I read an interview with Dawkins in Focus magazine. Despite his claim to have had a Sunday-school education (or perhaps because of it! ;-) ) he does not seem to have a fundamental grasp of what religion might mean to people. he seems to have picked it up as the kind of fairytale we tell kids to make them behave : "be good now, or the bogey man will get you"

Maybe that was his experience of religion, and unsurprisingly he wasn't impressed. But then if I had done one experiment that I didn't really understand a in science lab with a bad teacher, I might conclude that science was a lot of stuffy eggheads in white coats scribbling incomprehensible numbers on the board to amuse themselves and their cronies while the rest of the world lived 'real' lives.
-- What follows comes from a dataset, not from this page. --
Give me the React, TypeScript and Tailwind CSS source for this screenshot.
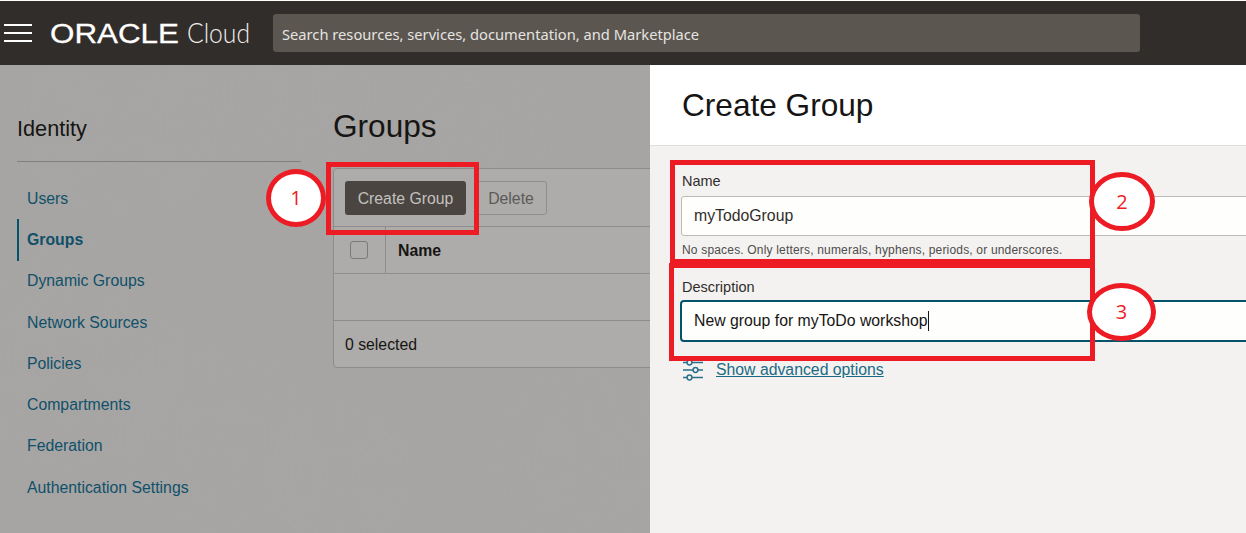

I might wonder "this science isn't all it's cracked up to be at all, I think I'll ignore it and leave it for those who want to believe in it" without ever wondering where all the technology around me comes from "well, why SHOULDN'T it be there?"
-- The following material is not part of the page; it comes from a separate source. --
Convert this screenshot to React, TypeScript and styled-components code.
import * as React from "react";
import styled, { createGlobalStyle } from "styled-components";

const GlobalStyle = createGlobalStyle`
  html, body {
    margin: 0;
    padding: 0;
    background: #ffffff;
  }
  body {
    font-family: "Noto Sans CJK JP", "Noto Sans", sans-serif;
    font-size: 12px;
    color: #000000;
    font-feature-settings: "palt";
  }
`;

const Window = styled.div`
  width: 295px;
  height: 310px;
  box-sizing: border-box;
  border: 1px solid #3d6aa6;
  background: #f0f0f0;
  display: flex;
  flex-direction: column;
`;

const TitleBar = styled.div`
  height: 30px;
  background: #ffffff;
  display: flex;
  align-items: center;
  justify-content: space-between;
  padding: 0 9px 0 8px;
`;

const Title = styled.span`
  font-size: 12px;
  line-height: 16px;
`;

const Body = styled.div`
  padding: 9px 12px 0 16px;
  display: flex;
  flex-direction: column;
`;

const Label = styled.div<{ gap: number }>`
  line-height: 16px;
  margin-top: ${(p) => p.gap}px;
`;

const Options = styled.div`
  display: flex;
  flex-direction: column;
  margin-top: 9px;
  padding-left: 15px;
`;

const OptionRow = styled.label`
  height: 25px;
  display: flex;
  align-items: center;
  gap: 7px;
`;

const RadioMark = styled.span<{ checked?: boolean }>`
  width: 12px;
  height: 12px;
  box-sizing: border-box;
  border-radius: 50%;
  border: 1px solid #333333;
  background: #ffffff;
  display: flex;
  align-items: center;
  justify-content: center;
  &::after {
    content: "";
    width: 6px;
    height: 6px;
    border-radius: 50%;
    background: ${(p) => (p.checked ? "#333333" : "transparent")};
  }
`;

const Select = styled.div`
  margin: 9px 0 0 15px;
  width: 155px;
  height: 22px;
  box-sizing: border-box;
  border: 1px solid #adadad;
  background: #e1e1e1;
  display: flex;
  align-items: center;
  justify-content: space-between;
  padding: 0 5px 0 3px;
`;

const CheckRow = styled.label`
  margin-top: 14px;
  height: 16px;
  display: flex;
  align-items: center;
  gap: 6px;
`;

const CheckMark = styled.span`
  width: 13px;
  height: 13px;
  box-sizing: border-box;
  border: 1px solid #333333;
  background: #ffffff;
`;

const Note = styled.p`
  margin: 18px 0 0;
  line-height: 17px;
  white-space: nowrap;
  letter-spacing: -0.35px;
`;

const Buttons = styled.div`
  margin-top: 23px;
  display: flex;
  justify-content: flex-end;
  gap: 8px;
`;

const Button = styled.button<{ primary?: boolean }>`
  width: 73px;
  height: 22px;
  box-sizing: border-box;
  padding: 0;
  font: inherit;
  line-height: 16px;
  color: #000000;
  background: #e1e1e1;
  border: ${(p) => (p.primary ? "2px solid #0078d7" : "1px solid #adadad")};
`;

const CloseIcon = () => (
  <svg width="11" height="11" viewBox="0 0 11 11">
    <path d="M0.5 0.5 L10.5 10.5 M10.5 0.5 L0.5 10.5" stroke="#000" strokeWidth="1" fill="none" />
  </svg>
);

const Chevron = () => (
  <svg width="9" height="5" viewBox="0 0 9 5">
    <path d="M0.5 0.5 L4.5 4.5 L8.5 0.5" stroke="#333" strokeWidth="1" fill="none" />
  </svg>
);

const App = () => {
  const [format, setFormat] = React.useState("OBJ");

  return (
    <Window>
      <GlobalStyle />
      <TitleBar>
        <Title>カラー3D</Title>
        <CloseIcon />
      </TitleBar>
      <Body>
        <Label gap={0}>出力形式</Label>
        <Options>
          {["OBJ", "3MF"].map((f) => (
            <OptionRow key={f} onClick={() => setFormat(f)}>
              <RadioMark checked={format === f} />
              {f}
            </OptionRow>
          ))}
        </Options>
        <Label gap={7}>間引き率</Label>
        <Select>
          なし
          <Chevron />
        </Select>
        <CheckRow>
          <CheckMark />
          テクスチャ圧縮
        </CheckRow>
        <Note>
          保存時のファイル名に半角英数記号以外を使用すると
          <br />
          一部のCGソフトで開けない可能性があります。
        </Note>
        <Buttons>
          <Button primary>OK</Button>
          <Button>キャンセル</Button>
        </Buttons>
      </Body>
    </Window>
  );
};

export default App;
Dawkins basically said that he thought a morality based on people doing the 'right' thing out of fear of an imaginary policeman was a pretty poor sort of morality.
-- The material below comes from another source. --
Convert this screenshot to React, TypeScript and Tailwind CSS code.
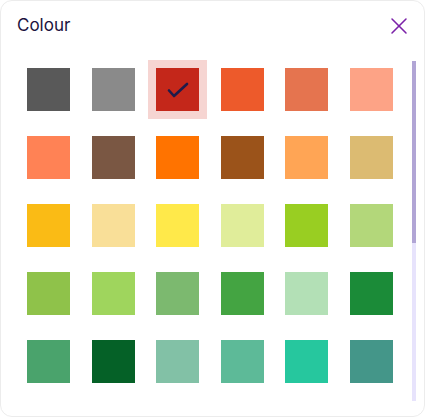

This showed to me he had no real understanding of what a deeply spiritual experience and developing relationship with the Divine can be. Sincere Christians (as far as I know) don't do 'the right thing' simply because they are afraid God will find out (in fact there's no question about that, as He already knows) rather they have developed a relationship with Him where they try and avoid those things that psuh Him away, just as you would try not to fart in front of your girlfriend (sorry about the example, but it's the clearest way I can think of explaining it as this hour!)

Dawkins went on to say "i'd like to think that I, and others like me, are moral for a BETTER [my emphasis] reason"

But typically he failed to explain what this better reason might be. So we are left with the impression that whatever Dawkins had in mind had to be better than the motives he acsribed to the religious - and indeed it probably is, only that Dawkins ascribed the wrong motives. I think it's called "a fallacy"?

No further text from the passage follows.